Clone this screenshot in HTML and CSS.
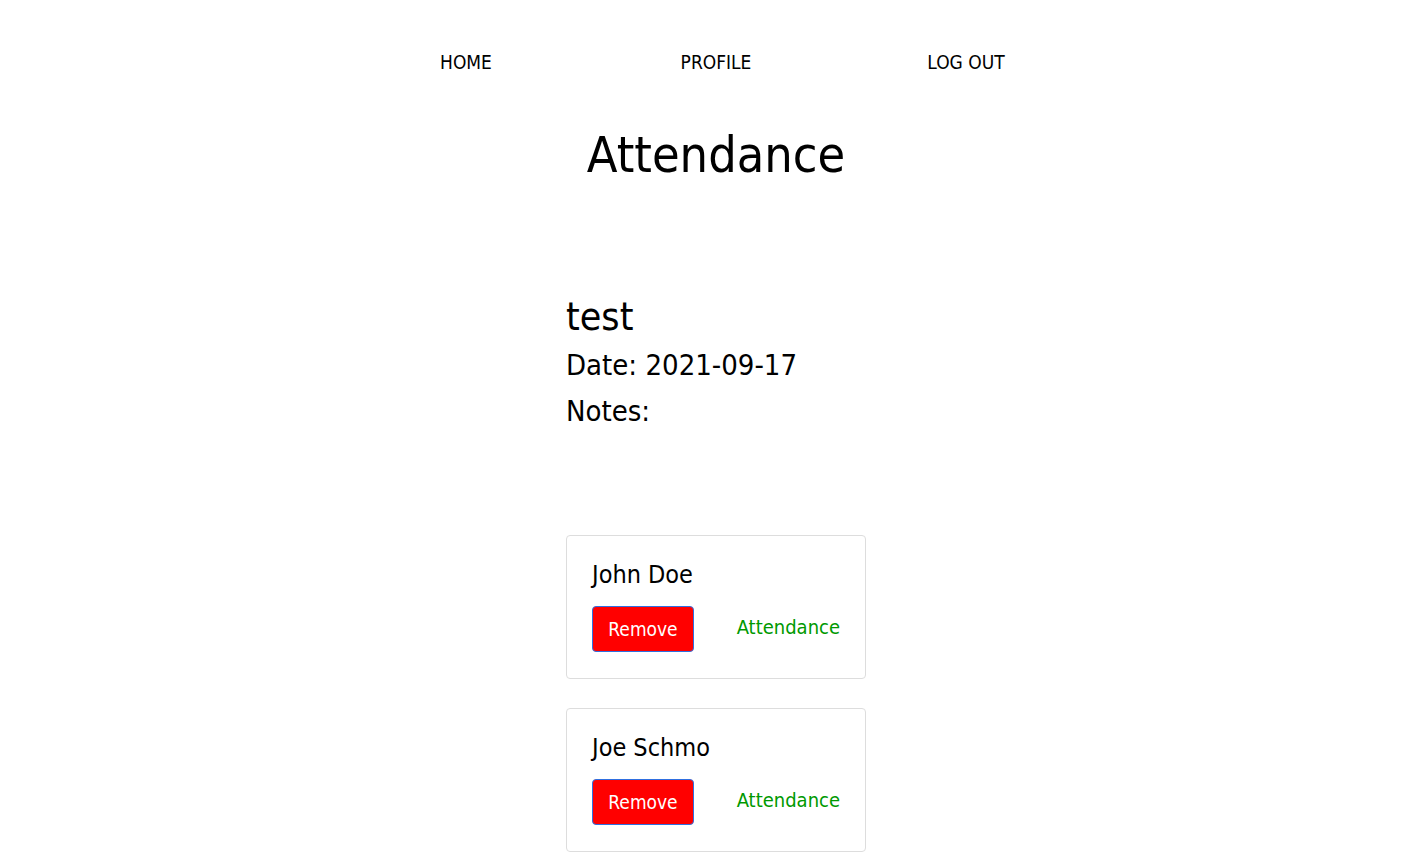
FILE: index.html
```html
<!DOCTYPE html>
<html>
<head>
<meta charset="utf-8">
<link rel="stylesheet" href="styles.css">
</head>
<body>
<div class="page">
  <nav class="nav">
    <a class="nav-link" href="#">HOME</a>
    <a class="nav-link" href="#">PROFILE</a>
    <a class="nav-link" href="#">LOG OUT</a>
  </nav>
  <h1 class="title">Attendance</h1>
  <section class="event">
    <h2 class="event-name">test</h2>
    <p class="event-line">Date: 2021-09-17</p>
    <p class="event-line">Notes:</p>
  </section>
  <div class="cards">
    <div class="card">
      <div class="card-name">John Doe</div>
      <div class="card-actions">
        <button class="btn-remove">Remove</button>
        <a class="att-link" href="#">Attendance</a>
      </div>
    </div>
    <div class="card">
      <div class="card-name">Joe Schmo</div>
      <div class="card-actions">
        <button class="btn-remove">Remove</button>
        <a class="att-link" href="#">Attendance</a>
      </div>
    </div>
  </div>
</div>
</body>
</html>
```
FILE: styles.css
```css
html, body {
  margin: 0;
  padding: 0;
  background: #fff;
}
body {
  font-family: "DejaVu Sans Condensed", "DejaVu Sans", sans-serif;
  color: #000;
}
.page {
  padding-left: 13px;
  display: flex;
  flex-direction: column;
  align-items: center;
}
.nav {
  display: flex;
  width: 750px;
  padding-top: 50px;
}
.nav-link {
  flex: 1;
  text-align: center;
  font-size: 19px;
  line-height: 24px;
  color: #000;
  text-decoration: none;
}
.title {
  margin: 51px 0 0;
  font-size: 50px;
  font-weight: normal;
  line-height: 60px;
}
.event {
  width: 300px;
  margin-top: 106px;
}
.event-name {
  margin: 0;
  font-size: 39px;
  font-weight: normal;
  line-height: 51px;
}
.event-line {
  margin: 0;
  font-size: 29px;
  line-height: 46px;
}
.cards {
  margin-top: 101px;
  display: flex;
  flex-direction: column;
  gap: 29px;
  width: 300px;
}
.card {
  border: 1px solid #dddddd;
  border-radius: 4px;
  padding: 24px 25px 26px;
  height: 144px;
  box-sizing: border-box;
}
.card-name {
  font-size: 25px;
  line-height: 30px;
}
.card-actions {
  margin-top: 16px;
  display: flex;
  align-items: center;
  justify-content: space-between;
}
.btn-remove {
  width: 102px;
  height: 46px;
  background: #ff0000;
  color: #fff;
  border: 1px solid #2f6fe0;
  border-radius: 4px;
  font-family: inherit;
  font-size: 19px;
  padding: 0;
}
.att-link {
  font-size: 20px;
  color: #009900;
  text-decoration: none;
  margin-top: -4px;
}
```
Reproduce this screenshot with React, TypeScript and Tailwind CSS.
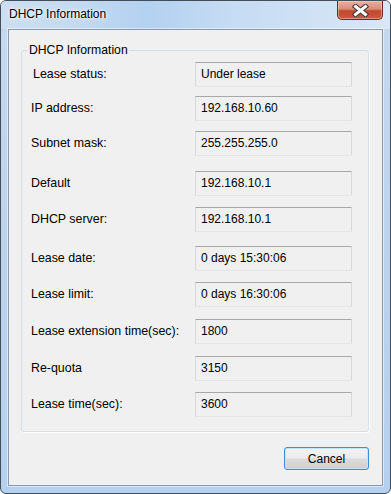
const rows = [
  { label: "Lease status:", value: "Under lease", gap: "mt-0", indent: "pl-[2px]" },
  { label: "IP address:", value: "192.168.10.60", gap: "mt-[9px]", indent: "" },
  { label: "Subnet mask:", value: "255.255.255.0", gap: "mt-[10px]", indent: "" },
  { label: "Default", value: "192.168.10.1", gap: "mt-[15px]", indent: "" },
  { label: "DHCP server:", value: "192.168.10.1", gap: "mt-[11px]", indent: "" },
  { label: "Lease date:", value: "0 days 15:30:06", gap: "mt-[14px]", indent: "" },
  { label: "Lease limit:", value: "0 days 16:30:06", gap: "mt-[11px]", indent: "" },
  { label: "Lease extension time(sec):", value: "1800", gap: "mt-[12px]", indent: "" },
  { label: "Re-quota", value: "3150", gap: "mt-[12px]", indent: "" },
  { label: "Lease time(sec):", value: "3600", gap: "mt-[11px]", indent: "" },
]

function CloseButton() {
  return (
    <div className="absolute right-[7px] top-0 w-[46px] h-[19px] rounded-b-[5px] border border-t-0 border-[#6b2b20] bg-[linear-gradient(to_bottom,#e9b1a4_0%,#dd8a78_45%,#c4452d_55%,#cc5a40_100%)] shadow-[inset_0_0_0_1px_rgba(255,220,210,0.45)] flex items-center justify-center">
      <svg width="17" height="13" viewBox="0 0 17 13">
        <path d="M3.5 2.5 L13.5 10.5 M13.5 2.5 L3.5 10.5" stroke="#3b3b3b" strokeWidth="5" strokeLinecap="square" />
        <path d="M3.5 2.5 L13.5 10.5 M13.5 2.5 L3.5 10.5" stroke="#ffffff" strokeWidth="3" strokeLinecap="square" />
      </svg>
    </div>
  )
}

function Row({ label, value, gap, indent }: { label: string; value: string; gap: string; indent: string }) {
  return (
    <div className={`flex items-start ${gap}`}>
      <div className={`w-[164px] pt-[3px] text-[12.4px] ${indent}`}>{label}</div>
      <div className="w-[157px] h-[25px] border border-t-[#a8a8a8] border-x-[#d9d9d9] border-b-[#e6e6e6] bg-[#f0f0f0] pl-[5px] pt-[2px]">
        {value}
      </div>
    </div>
  )
}

export default function App() {
  return (
    <div className="w-[391px] h-[494px] bg-white font-['Liberation_Sans',Arial,sans-serif] text-[12px] text-black">
      <div className="relative flex flex-col h-full rounded-[6px] border border-[#434d59] bg-[linear-gradient(to_bottom,#c6d9ee_0%,#bcd3ec_50%,#b5d1f0_100%)] overflow-hidden">
        {/* title bar */}
        <div className="h-[28px] shrink-0 flex items-center pl-[8px] pb-[2px] bg-[linear-gradient(90deg,#cddef0_0%,#c4daf0_18%,#b3d1f1_38%,#c6dcf3_60%,#d9e7f6_100%)]">
          <span className="[text-shadow:0_0_6px_#fff,0_0_3px_#fff]">DHCP Information</span>
        </div>
        <CloseButton />

        {/* client area */}
        <div className="flex-1 mx-[7px] mb-[7px] border border-[#8a98a8] bg-[#f0f0f0] flex flex-col shadow-[0_0_0_1px_rgba(255,255,255,0.5)]">
          <div className="relative ml-[12px] mr-[13px] mt-[20px] h-[382px] rounded-[3px] border border-[#d5dfe5] shadow-[1px_1px_0_#ffffff]">
            <div className="absolute left-[6px] top-[-8px] px-[1px] bg-[#f0f0f0] leading-[14px] text-[12.2px]">DHCP Information</div>
            <div className="flex flex-col pl-[9px] pt-[11px]">
              {rows.map((r) => (
                <Row key={r.label} {...r} />
              ))}
            </div>
          </div>
          <div className="flex justify-end mr-[13px] mt-[15px]">
            <button className="w-[85px] h-[23px] rounded-[3px] border border-[#3c8fd0] bg-[linear-gradient(to_bottom,#f3f3f3_0%,#ebebeb_48%,#dcdcdc_52%,#cfcfcf_100%)] shadow-[inset_0_0_0_1px_#bfe6f8] text-[12px] text-black">
              Cancel
            </button>
          </div>
        </div>
      </div>
    </div>
  )
}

#####

Copy out every line where the word "screenshot" occurs.

Clone this screenshot in HTML and CSS.
Reproduce this screenshot with React, TypeScript and Tailwind CSS.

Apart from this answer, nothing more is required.